→ What is asked: All of the data should be output character for character, except the pictures.

→ Supplied information:
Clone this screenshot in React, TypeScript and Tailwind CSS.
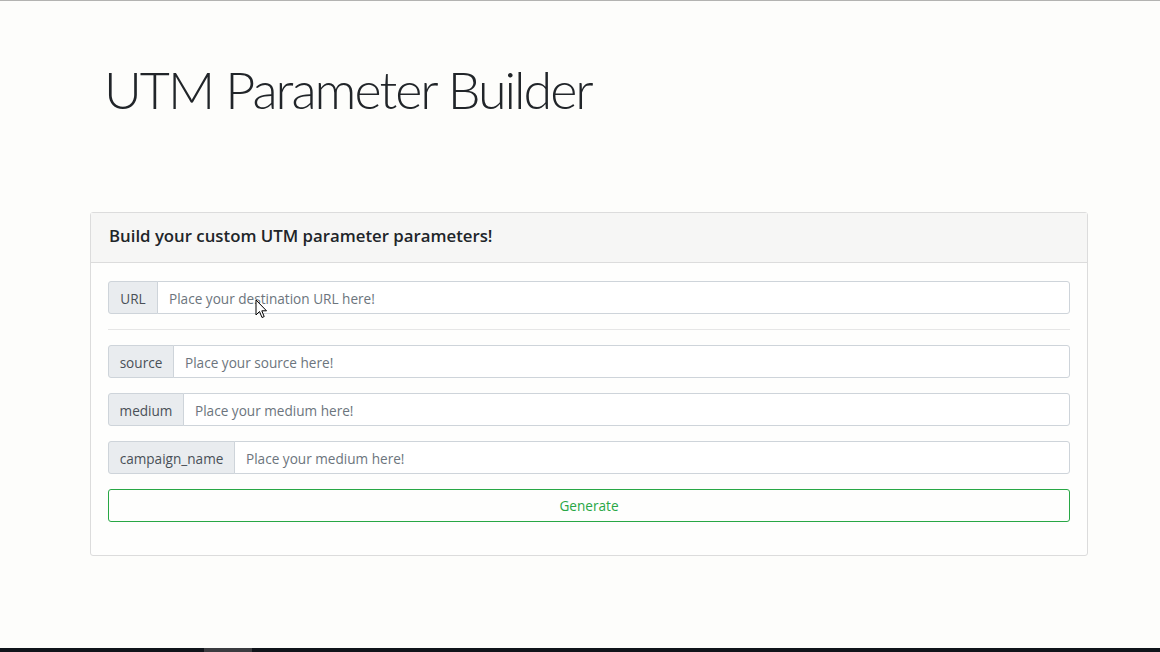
const fields = [
  { label: "source", width: "w-[66px]", placeholder: "Place your source here!" },
  { label: "medium", width: "w-[76px]", placeholder: "Place your medium here!" },
  { label: "campaign_name", width: "w-[127px]", placeholder: "Place your medium here!" },
];

function InputGroup({ label, width, placeholder }: { label: string; width: string; placeholder: string }) {
  return (
    <div className="flex h-[33px] w-full">
      <span
        className={`${width} flex shrink-0 items-center justify-center rounded-l-[3px] border border-[#ced4da] bg-[#e9ecef] pt-[3px] text-[13.6px] text-[#495057]`}
      >
        {label}
      </span>
      <input
        type="text"
        placeholder={placeholder}
        className="-ml-px h-full flex-1 rounded-r-[3px] border border-[#ced4da] bg-white px-[11px] pt-[2px] text-[13.6px] text-[#495057] outline-none placeholder:text-[#6c757d]"
      />
    </div>
  );
}

function Cursor() {
  return (
    <svg className="absolute left-[255px] top-[299px]" width="13" height="20" viewBox="0 0 13 20">
      <path d="M1 1 L1 16 L4.5 12.5 L7 18.5 L9.2 17.6 L6.8 11.8 L11.5 11.8 Z" fill="#fff" stroke="#000" strokeWidth="1" strokeLinejoin="round" />
    </svg>
  );
}

export default function App() {
  return (
    <div
      className="relative flex min-h-[652px] flex-col bg-[#fdfdfb]"
      style={{ fontFamily: '"Open Sans", "Noto Sans", sans-serif' }}
    >
      <div className="h-px bg-[#b3b3b1]" />
      <h1
        className="ml-[104px] mt-[56px] text-[52px] font-light leading-[64px] tracking-[-2px] text-[#212529]"
        style={{ fontFamily: 'Lato, "Open Sans", sans-serif' }}
      >
        UTM Parameter Builder
      </h1>

      <section className="ml-[90px] mt-[91px] w-[998px] rounded-[3px] border border-[#dcdcdc] bg-[#fefefd]">
        <div className="flex h-[50px] items-center border-b border-[#dcdcdc] bg-[#f6f6f5] px-[18px] pb-[3px]">
          <h2 className="text-[16.8px] font-semibold text-[#212529]">Build your custom UTM parameter parameters!</h2>
        </div>
        <div className="px-[17px] pb-[33px] pt-[18px]">
          <InputGroup label="URL" width="w-[50px]" placeholder="Place your destination URL here!" />
          <hr className="my-[15px] border-t border-[#e6e6e6]" />
          <div className="flex flex-col gap-[15px]">
            {fields.map((f) => (
              <InputGroup key={f.label} {...f} />
            ))}
            <button className="h-[33px] w-full rounded-[3px] border border-[#28a745] pt-[2px] text-[13.6px] text-[#28a745]">
              Generate
            </button>
          </div>
        </div>
      </section>

      <div className="flex-1" />
      <div className="flex h-[4px] bg-[#10141a]">
        <div className="ml-[204px] w-[48px] bg-[#3b3c40]" />
      </div>
      <Cursor />
    </div>
  );
}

→ Answer to the exercise:
Clone this screenshot in React, TypeScript and Tailwind CSS.
const fields = [
  { label: "source", width: "w-[66px]", placeholder: "Place your source here!" },
  { label: "medium", width: "w-[76px]", placeholder: "Place your medium here!" },
  { label: "campaign_name", width: "w-[127px]", placeholder: "Place your medium here!" },
];

function InputGroup({ label, width, placeholder }: { label: string; width: string; placeholder: string }) {
  return (
    <div className="flex h-[33px] w-full">
      <span
        className={`${width} flex shrink-0 items-center justify-center rounded-l-[3px] border border-[#ced4da] bg-[#e9ecef] pt-[3px] text-[13.6px] text-[#495057]`}
      >
        {label}
      </span>
      <input
        type="text"
        placeholder={placeholder}
        className="-ml-px h-full flex-1 rounded-r-[3px] border border-[#ced4da] bg-white px-[11px] pt-[2px] text-[13.6px] text-[#495057] outline-none placeholder:text-[#6c757d]"
      />
    </div>
  );
}

function Cursor() {
  return (
    <svg className="absolute left-[255px] top-[299px]" width="13" height="20" viewBox="0 0 13 20">
      <path d="M1 1 L1 16 L4.5 12.5 L7 18.5 L9.2 17.6 L6.8 11.8 L11.5 11.8 Z" fill="#fff" stroke="#000" strokeWidth="1" strokeLinejoin="round" />
    </svg>
  );
}

export default function App() {
  return (
    <div
      className="relative flex min-h-[652px] flex-col bg-[#fdfdfb]"
      style={{ fontFamily: '"Open Sans", "Noto Sans", sans-serif' }}
    >
      <div className="h-px bg-[#b3b3b1]" />
      <h1
        className="ml-[104px] mt-[56px] text-[52px] font-light leading-[64px] tracking-[-2px] text-[#212529]"
        style={{ fontFamily: 'Lato, "Open Sans", sans-serif' }}
      >
        UTM Parameter Builder
      </h1>

      <section className="ml-[90px] mt-[91px] w-[998px] rounded-[3px] border border-[#dcdcdc] bg-[#fefefd]">
        <div className="flex h-[50px] items-center border-b border-[#dcdcdc] bg-[#f6f6f5] px-[18px] pb-[3px]">
          <h2 className="text-[16.8px] font-semibold text-[#212529]">Build your custom UTM parameter parameters!</h2>
        </div>
        <div className="px-[17px] pb-[33px] pt-[18px]">
          <InputGroup label="URL" width="w-[50px]" placeholder="Place your destination URL here!" />
          <hr className="my-[15px] border-t border-[#e6e6e6]" />
          <div className="flex flex-col gap-[15px]">
            {fields.map((f) => (
              <InputGroup key={f.label} {...f} />
            ))}
            <button className="h-[33px] w-full rounded-[3px] border border-[#28a745] pt-[2px] text-[13.6px] text-[#28a745]">
              Generate
            </button>
          </div>
        </div>
      </section>

      <div className="flex-1" />
      <div className="flex h-[4px] bg-[#10141a]">
        <div className="ml-[204px] w-[48px] bg-[#3b3c40]" />
      </div>
      <Cursor />
    </div>
  );
}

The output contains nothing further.